[Data provided]:
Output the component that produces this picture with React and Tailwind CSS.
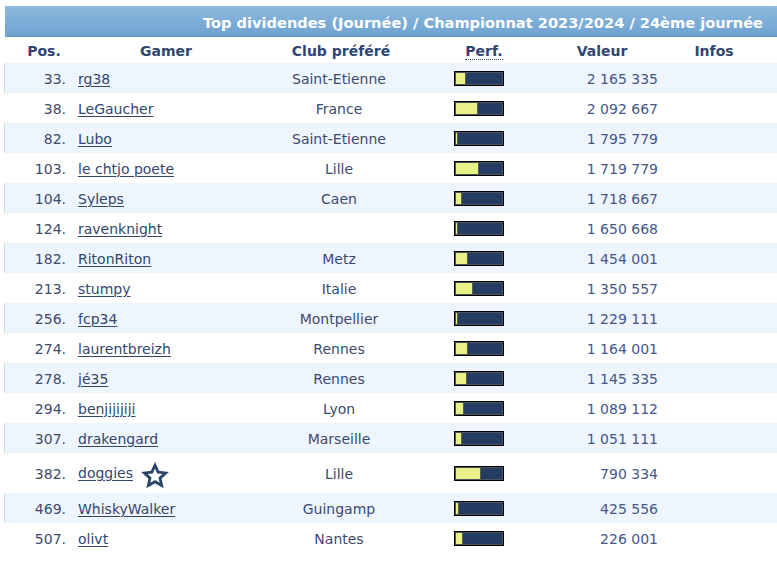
const rows = [
  { pos: 33, name: 'rg38', club: 'Saint-Etienne', perf: 10, val: '2 165 335' },
  { pos: 38, name: 'LeGaucher', club: 'France', perf: 22, val: '2 092 667' },
  { pos: 82, name: 'Lubo', club: 'Saint-Etienne', perf: 2, val: '1 795 779' },
  { pos: 103, name: 'le chtjo poete', club: 'Lille', perf: 23, val: '1 719 779' },
  { pos: 104, name: 'Syleps', club: 'Caen', perf: 6, val: '1 718 667' },
  { pos: 124, name: 'ravenknight', club: '', perf: 2, val: '1 650 668' },
  { pos: 182, name: 'RitonRiton', club: 'Metz', perf: 12, val: '1 454 001' },
  { pos: 213, name: 'stumpy', club: 'Italie', perf: 17, val: '1 350 557' },
  { pos: 256, name: 'fcp34', club: 'Montpellier', perf: 2, val: '1 229 111' },
  { pos: 274, name: 'laurentbreizh', club: 'Rennes', perf: 12, val: '1 164 001' },
  { pos: 278, name: 'jé35', club: 'Rennes', perf: 11, val: '1 145 335' },
  { pos: 294, name: 'benjijijiji', club: 'Lyon', perf: 8, val: '1 089 112' },
  { pos: 307, name: 'drakengard', club: 'Marseille', perf: 6, val: '1 051 111' },
  { pos: 382, name: 'doggies', club: 'Lille', perf: 25, val: '790 334', star: true },
  { pos: 469, name: 'WhiskyWalker', club: 'Guingamp', perf: 3, val: '425 556' },
  { pos: 507, name: 'olivt', club: 'Nantes', perf: 7, val: '226 001' },
];

function PerfBar({ value }) {
  return (
    <div className="w-[50px] h-[15px] border border-black bg-[#4d525c] p-[1px]">
      <div className="h-full bg-[#243c62] flex">
        <div className="h-full bg-[#e9f08a] border-r border-[#5a5f4a]" style={{ width: value }} />
      </div>
    </div>
  );
}

function Star() {
  return (
    <svg width="28" height="28" viewBox="0 0 24 24" className="ml-[8px] mt-[5px]">
      <path
        d="M12 2.8l2.7 5.9 6.4.7-4.8 4.4 1.4 6.3L12 16.9l-5.7 3.2 1.4-6.3-4.8-4.4 6.4-.7z"
        fill="none"
        stroke="#2c4466"
        strokeWidth="2.4"
        strokeLinejoin="miter"
      />
    </svg>
  );
}

export default function App() {
  return (
    <div className="w-[777px] h-[562px] overflow-hidden bg-white pt-[6px] text-[14px] text-[#3c4b6d]" style={{ fontFamily: '"DejaVu Sans", Verdana, sans-serif' }}>
      <div className="ml-[5px] h-[31px] bg-gradient-to-b from-[#8dbadf] to-[#6ea2cf] border-b border-[#5e93c4] flex items-center justify-end pr-[14px] pt-[3px]">
        <span className="text-white font-bold text-[14.6px]">Top dividendes (Journée) / Championnat 2023/2024 / 24ème journée</span>
      </div>
      <div className="ml-[4px] h-[26px] flex items-center font-bold text-[#2f4672] text-[14px] pt-[2px]">
        <div className="w-[80px] text-center">Pos.</div>
        <div className="w-[164px] text-center">Gamer</div>
        <div className="w-[186px] text-center">Club préféré</div>
        <div className="w-[100px] flex justify-center">
          <span className="border-b border-dotted border-[#2f4672] leading-[16px]">Perf.</span>
        </div>
        <div className="w-[136px] text-center">Valeur</div>
        <div className="w-[88px] text-center">Infos</div>
      </div>
      {rows.map((r, i) => (
        <div
          key={r.pos}
          className={
            'ml-[4px] flex items-center ' +
            (r.star ? 'h-[40px] ' : 'h-[30px] ') +
            (i % 2 === 0 ? 'bg-[#eef5fd] border-l border-[#c3d8ee]' : 'bg-white border-l border-white')
          }
        >
          <div className="w-[65px] text-right pr-[4px] pt-[2px]">{r.pos}.</div>
          <div className="w-[189px] pl-[8px] flex items-center">
            <a href="#" className={'underline text-[#34466c] decoration-[1px] underline-offset-[2px] ' + (r.star ? '' : 'pt-[2px]')}>{r.name}</a>
            {r.star && <Star />}
          </div>
          <div className="w-[160px] text-center pt-[2px]">{r.club}</div>
          <div className="w-[35px]" />
          <PerfBar value={r.perf} />
          <div className="w-[154px] text-right text-[#45588a] pt-[2px]">{r.val}</div>
        </div>
      ))}
    </div>
  );
}
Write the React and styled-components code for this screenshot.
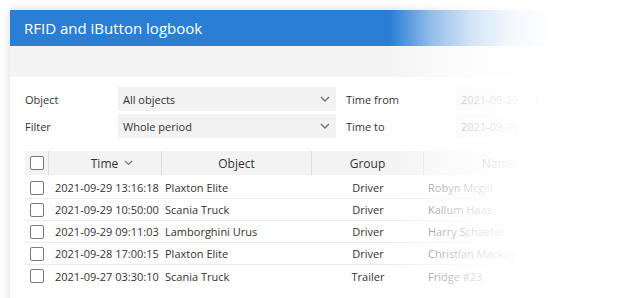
import React from 'react';
import styled, { createGlobalStyle } from 'styled-components';

const GlobalStyle = createGlobalStyle`
  html, body {
    margin: 0;
    padding: 0;
    background: #fff;
  }
  body {
    font-family: 'Open Sans', 'Liberation Sans', sans-serif;
    color: #333;
    overflow: hidden;
  }
`;

const Page = styled.div`
  position: relative;
  width: 623px;
  height: 298px;
  padding: 10px 0 0 10px;
  box-sizing: border-box;
  overflow: hidden;
`;

const Panel = styled.div`
  width: 680px;
  height: 320px;
  background: #fff;
  box-shadow: 0 0 9px rgba(0, 0, 0, 0.16);
`;

const TitleBar = styled.div`
  height: 36px;
  background: #2a7fd5;
  color: #fff;
  font-size: 15px;
  display: flex;
  align-items: center;
  padding-left: 14px;
`;

const Toolbar = styled.div`
  height: 31px;
  background: #f4f4f4;
`;

const Body = styled.div`
  padding: 10px 15px 0;
`;

const Form = styled.div`
  display: grid;
  grid-template-columns: 93px 218px 119px 65px 26px 20px;
  grid-auto-rows: 24px;
  row-gap: 3px;
  font-size: 11px;
`;

const Label = styled.div`
  display: flex;
  align-items: center;
  padding-left: ${(p) => p.indent || 0}px;
  color: #333;
`;

const Select = styled.div`
  display: flex;
  align-items: center;
  justify-content: space-between;
  background: #f2f2f2;
  padding: 0 6px 0 5px;
  color: #333;
`;

const DateBox = styled.div`
  display: flex;
  align-items: center;
  background: #f2f2f2;
  padding-left: 6px;
  color: #444;
`;

const IconCell = styled.div`
  display: flex;
  align-items: center;
  justify-content: ${(p) => p.align || 'center'};
  color: #777;
`;

const Table = styled.div`
  margin-top: 13px;
  font-size: 11px;
`;

const HeaderRow = styled.div`
  display: grid;
  grid-template-columns: 24px 113px 150px 112px 150px 60px;
  height: 24px;
  background: #f3f3f3;
  font-size: 12px;
  color: #333;
`;

const HeadCell = styled.div`
  display: flex;
  align-items: center;
  justify-content: center;
  gap: 6px;
  padding-left: ${(p) => p.pad || 0}px;
  border-right: ${(p) => (p.last ? 'none' : '1px solid #dcdcdc')};
`;

const Rows = styled.div`
  padding-top: 2px;
`;

const Row = styled.div`
  display: grid;
  grid-template-columns: 24px 113px 150px 112px 150px;
  height: 22px;
  box-sizing: border-box;
  border-bottom: ${(p) => (p.last ? 'none' : '1px solid #ebebeb')};
`;

const Cell = styled.div`
  display: flex;
  align-items: center;
  justify-content: ${(p) => (p.center ? 'center' : 'flex-start')};
  padding-left: ${(p) => p.pad || 0}px;
  white-space: nowrap;
  color: ${(p) => p.color || '#333'};
`;

const Check = styled.span`
  display: inline-block;
  width: 14px;
  height: 14px;
  border: 1.5px solid #7a7a7a;
  border-radius: 2px;
  box-sizing: border-box;
  background: #fff;
`;

const Fade = styled.div`
  position: absolute;
  inset: 0;
  pointer-events: none;
  background: linear-gradient(
    to right,
    rgba(255, 255, 255, 0) 390px,
    rgba(255, 255, 255, 0.5) 432px,
    rgba(255, 255, 255, 0.8) 472px,
    rgba(255, 255, 255, 0.95) 512px,
    #fff 552px
  );
`;

const Chevron = ({ size = 10 }) => (
  <svg width={size} height={size * 0.6} viewBox="0 0 10 6" fill="none">
    <polyline points="1,1 5,5 9,1" stroke="#6f6f6f" strokeWidth="1.3" />
  </svg>
);

const Calendar = () => (
  <svg width="10" height="10" viewBox="0 0 10 10" fill="none" stroke="#777" strokeWidth="1">
    <rect x="0.5" y="1.5" width="9" height="8" />
    <line x1="0.5" y1="4" x2="9.5" y2="4" />
    <line x1="3" y1="0" x2="3" y2="2.5" />
    <line x1="7" y1="0" x2="7" y2="2.5" />
  </svg>
);

const Clock = () => (
  <svg width="8" height="10" viewBox="0 0 8 10" fill="none" stroke="#888" strokeWidth="1">
    <ellipse cx="4" cy="5" rx="3" ry="4" />
  </svg>
);

const rows = [
  { time: '2021-09-29 13:16:18', object: 'Plaxton Elite', group: 'Driver', name: 'Robyn Mcgill' },
  { time: '2021-09-29 10:50:00', object: 'Scania Truck', group: 'Driver', name: 'Kallum Haas' },
  { time: '2021-09-29 09:11:03', object: 'Lamborghini Urus', group: 'Driver', name: 'Harry Schaefer' },
  { time: '2021-09-28 17:00:15', object: 'Plaxton Elite', group: 'Driver', name: 'Christian Mackay' },
  { time: '2021-09-27 03:30:10', object: 'Scania Truck', group: 'Trailer', name: 'Fridge #23' },
];

const App = () => (
  <Page>
    <GlobalStyle />
    <Panel>
      <TitleBar>RFID and iButton logbook</TitleBar>
      <Toolbar />
      <Body>
        <Form>
          <Label>Object</Label>
          <Select>
            All objects
            <Chevron />
          </Select>
          <Label indent={10}>Time from</Label>
          <DateBox>2021-09-29</DateBox>
          <IconCell align="flex-end">
            <Calendar />
          </IconCell>
          <IconCell>
            <Clock />
          </IconCell>

          <Label>Filter</Label>
          <Select>
            Whole period
            <Chevron />
          </Select>
          <Label indent={10}>Time to</Label>
          <DateBox>2021-09-29</DateBox>
          <IconCell align="flex-end">
            <Calendar />
          </IconCell>
          <IconCell>
            <Clock />
          </IconCell>
        </Form>

        <Table>
          <HeaderRow>
            <HeadCell>
              <Check />
            </HeadCell>
            <HeadCell pad={14}>
              Time
              <Chevron size={9} />
            </HeadCell>
            <HeadCell>Object</HeadCell>
            <HeadCell>Group</HeadCell>
            <HeadCell>Name</HeadCell>
            <HeadCell last />
          </HeaderRow>
          <Rows>
            {rows.map((r, i) => (
              <Row key={r.time} last={i === rows.length - 1}>
                <Cell center>
                  <Check />
                </Cell>
                <Cell pad={6}>{r.time}</Cell>
                <Cell pad={3}>{r.object}</Cell>
                <Cell center>{r.group}</Cell>
                <Cell pad={4} color="#555">{r.name}</Cell>
              </Row>
            ))}
          </Rows>
        </Table>
      </Body>
    </Panel>
    <Fade />
  </Page>
);

export default App;
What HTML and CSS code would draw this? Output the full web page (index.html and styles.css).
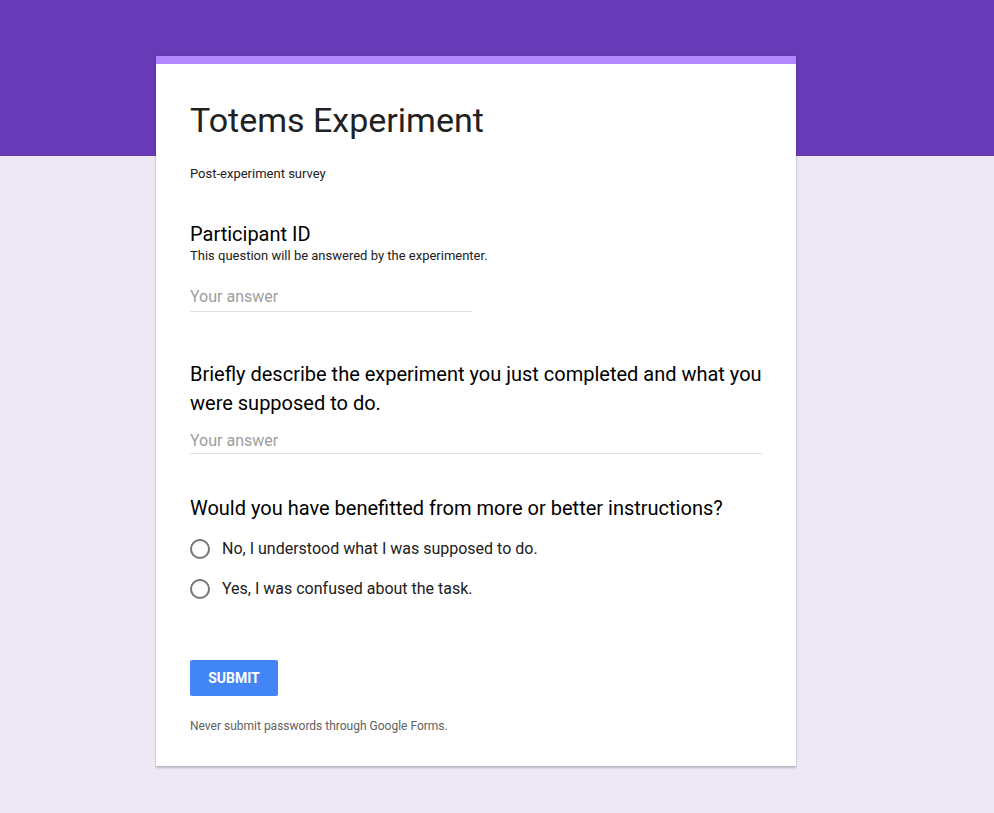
FILE: index.html
```html
<!DOCTYPE html>
<html>
<head>
<meta charset="utf-8">
<link rel="stylesheet" href="styles.css">
</head>
<body>
<div class="band"></div>
<main class="page">
  <div class="card">
    <div class="accent"></div>
    <div class="content">
      <header class="head">
        <h1 class="title">Totems Experiment</h1>
        <p class="desc">Post-experiment survey</p>
      </header>

      <section class="q q1">
        <div class="q-title">Participant ID</div>
        <div class="q-help">This question will be answered by the experimenter.</div>
        <div class="input short">Your answer</div>
      </section>

      <section class="q q2">
        <div class="q-title big">Briefly describe the experiment you just completed and what you were supposed to do.</div>
        <div class="input long">Your answer</div>
      </section>

      <section class="q q3">
        <div class="q-title big">Would you have benefitted from more or better instructions?</div>
        <div class="options">
          <label class="opt"><span class="radio"></span><span>No, I understood what I was supposed to do.</span></label>
          <label class="opt"><span class="radio"></span><span>Yes, I was confused about the task.</span></label>
        </div>
      </section>

      <div class="actions">
        <button class="submit">SUBMIT</button>
      </div>
      <p class="note">Never submit passwords through Google Forms.</p>
    </div>
  </div>
</main>
</body>
</html>
```

FILE: styles.css
```css
* { box-sizing: border-box; }
html, body { margin: 0; padding: 0; }
body {
  background: #ede7f6;
  font-family: Roboto, "Liberation Sans", Arial, sans-serif;
  color: #212121;
  min-height: 813px;
}
.band {
  background: #673ab7;
  height: 156px;
}
.page {
  margin-top: -100px;
  display: flex;
  justify-content: flex-start;
  padding-left: 156px;
}
.card {
  width: 640px;
  background: #fff;
  box-shadow: 0 2px 2px rgba(0,0,0,0.2), 0 0 2px rgba(0,0,0,0.12);
}
.accent {
  height: 8px;
  background: #b388ff;
}
.content {
  padding: 36px 34px 32px 34px;
}
.title {
  margin: 0;
  font-weight: 400;
  font-size: 34px;
  line-height: 40px;
  color: #212121;
}
.desc {
  margin: 25px 0 0 0;
  font-size: 13px;
  line-height: 17px;
  color: #212121;
}
.q-title {
  font-size: 20px;
  line-height: 24px;
  color: #000;
}
.q-title.big {
  line-height: 29px;
}
.q-help {
  font-size: 13px;
  line-height: 20px;
  color: #212121;
}
.q1 { margin-top: 40px; }
.q2 { margin-top: 48px; }
.q3 { margin-top: 40px; }
.input {
  font-size: 16px;
  line-height: 20px;
  color: #9e9e9e;
  border-bottom: 1px solid #e0e0e0;
}
.q1 .input { margin-top: 21px; width: 282px; padding-bottom: 4px; }
.q2 .input { margin-top: 13px; padding-bottom: 2px; }
.options {
  margin-top: 16px;
  display: flex;
  flex-direction: column;
  gap: 20px;
}
.opt {
  display: flex;
  align-items: center;
  gap: 12px;
  font-size: 16px;
  line-height: 20px;
  color: #212121;
}
.radio {
  width: 20px;
  height: 20px;
  border-radius: 50%;
  border: 2px solid #757575;
  flex: none;
}
.actions { margin-top: 61px; }
.submit {
  width: 88px;
  height: 36px;
  border: none;
  border-radius: 2px;
  background: #4285f4;
  color: #fff;
  font-family: Roboto, "Liberation Sans", Arial, sans-serif;
  font-weight: 700;
  font-size: 14px;
  padding: 0;
}
.note {
  margin: 22px 0 0 0;
  font-size: 12px;
  line-height: 16px;
  color: #616161;
}
```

[Exercise description]:
Look through the entries above; copy each line where the string "code" appears.

[Response to the task]:
Write the React and styled-components code for this screenshot.
What HTML and CSS code would draw this? Output the full web page (index.html and styles.css).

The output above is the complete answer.